Credit quality remains excellent
across all parts of the Group, and this provides us with a strong
foundation to accelerate growth through the remainder of the year
and capture the substantial long-term growth opportunities through
delivery of our Next Gen strategy.
We
have a very robust balance sheet and funding position to support
our future growth opportunities and we are continuing to engage
with fixed income investors to explore options to refinance the
Group's Eurobond due in November 2025. As a
diversified, global business with a clear strategy to extend
financial inclusion, we are well positioned to deliver further
growth and attractive returns to shareholders in 2024 and
beyond.
I
would like to thank all our colleagues and customer representatives
for their continuing excellent efforts in delivering on our purpose
to build a better world through financial
inclusion."
Group overview
Building on the strong operational
and trading performance in 2023, all three of our divisions made a
good start to the year, delivering a financial performance in line
with our plans as we continue to execute against our Next Gen
strategy.
There continues to be strong demand
for our broadened range of credit products and insurance services.
First quarter customer lending, excluding Poland, showed
year-on-year growth of 5%, with lending in March (and through into
April) showing increased momentum. Closing net receivables,
excluding Poland, grew year on year by 11% (at CER) to £865m.

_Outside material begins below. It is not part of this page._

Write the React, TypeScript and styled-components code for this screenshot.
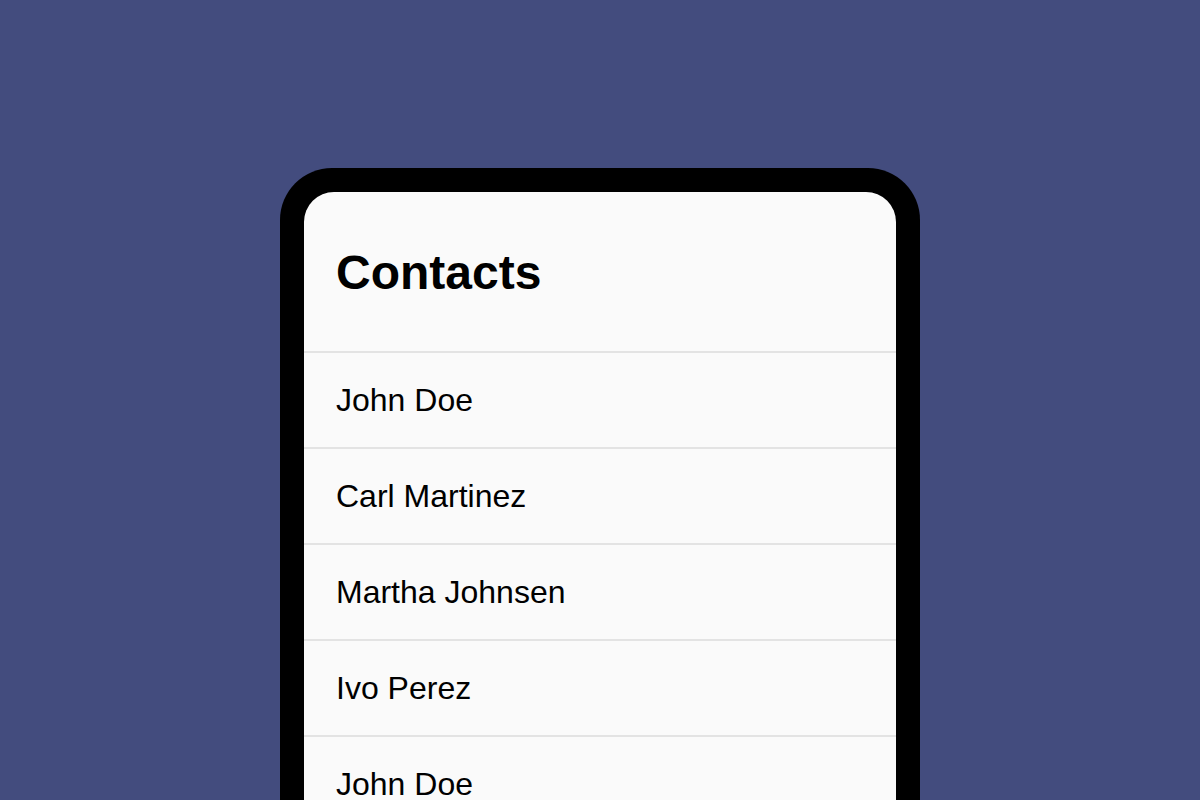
import styled, { createGlobalStyle } from "styled-components";

const contacts = [
  "John Doe",
  "Carl Martinez",
  "Martha Johnsen",
  "Ivo Perez",
  "John Doe",
  "Carl Martinez",
];

const GlobalStyle = createGlobalStyle`
  html, body {
    margin: 0;
    padding: 0;
    height: 100%;
    overflow: hidden;
    background: #434c7e;
  }
  body {
    font-family: "Liberation Sans", Arial, Helvetica, sans-serif;
  }
`;

function App() {
  return (
    <>
      <GlobalStyle />
      <Page>
        <Phone>
          <Screen>
            <Header>
              <Title>Contacts</Title>
            </Header>
            <List>
              {contacts.map((name, i) => (
                <Row key={i}>{name}</Row>
              ))}
            </List>
          </Screen>
        </Phone>
      </Page>
    </>
  );
}

const Page = styled.div`
  height: 800px;
  display: flex;
  justify-content: center;
  padding-top: 168px;
  box-sizing: border-box;
  overflow: hidden;
`;

const Phone = styled.div`
  width: 640px;
  height: 720px;
  flex-shrink: 0;
  box-sizing: border-box;
  background: #000;
  padding: 24px 24px 0;
  border-radius: 52px 52px 0 0;
`;

const Screen = styled.div`
  height: 100%;
  background: #fafafa;
  border-radius: 30px 30px 0 0;
  overflow: hidden;
`;

const Header = styled.header`
  padding: 53px 32px 50px;
`;

const Title = styled.h1`
  margin: 0;
  font-size: 48px;
  line-height: 56px;
  font-weight: 700;
  color: #000;
`;

const List = styled.ul`
  list-style: none;
  margin: 0;
  padding: 0;
`;

const Row = styled.li`
  height: 94px;
  display: flex;
  align-items: center;
  padding: 0 32px;
  border-top: 2px solid #e3e3e3;
  font-size: 32px;
  color: #000;
`;

export default App;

Lending and receivables in our home credit and digital businesses
in Poland, saw a year-on-year reduction of 21% and 32% respectively
as we continue to adapt and transition the business to meet the
changed requirements of the evolving regulatory landscape. As a
result, overall Group customer lending and closing net receivables
both reduced by 3% year on year. Customer numbers increased by 2%
to 1.7 million, excluding the impact of the transition in Poland
where customer numbers declined by 14%. Our
guidance provided with the 2023 year end results of a £10m
reduction in Group profit per annum remains unchanged, and this has
been factored into market consensus.
As discussed at our recent full-year
results presentation, our financial model underpins our purpose to
build a better world through financial inclusion and we remain
focused on delivering our medium-term targets for revenue yield,
impairment rate and cost-income ratio.
The Group annualised revenue yield strengthened by 1.8ppts to 55.2% year on
year and is very close to our target range. Despite the
increased costs of living being experienced by our customers, our
responsible approach to granting credit together with strong
operational discipline ensured customer repayment performance in
the first quarter of the year was very strong and credit quality
excellent. The Group's annualised impairment rate for the first
quarter of 11.4% (March 2023: 10.5%) is tracking better than our
financial plan and provides a very strong foundation for increasing
lending growth as the year progresses. We continue to maintain a
strict focus on efficiency and cost control, and the Group's
cost-income ratio improved by 0.8ppts year on year to 58.0%. The
ratio is 1ppt higher than at the 2023 year end wholly due to the
reduction in revenue in Poland. We expect the Group ratio to
improve during the year as we deliver increased growth and continue
to execute on our cost efficiency programme.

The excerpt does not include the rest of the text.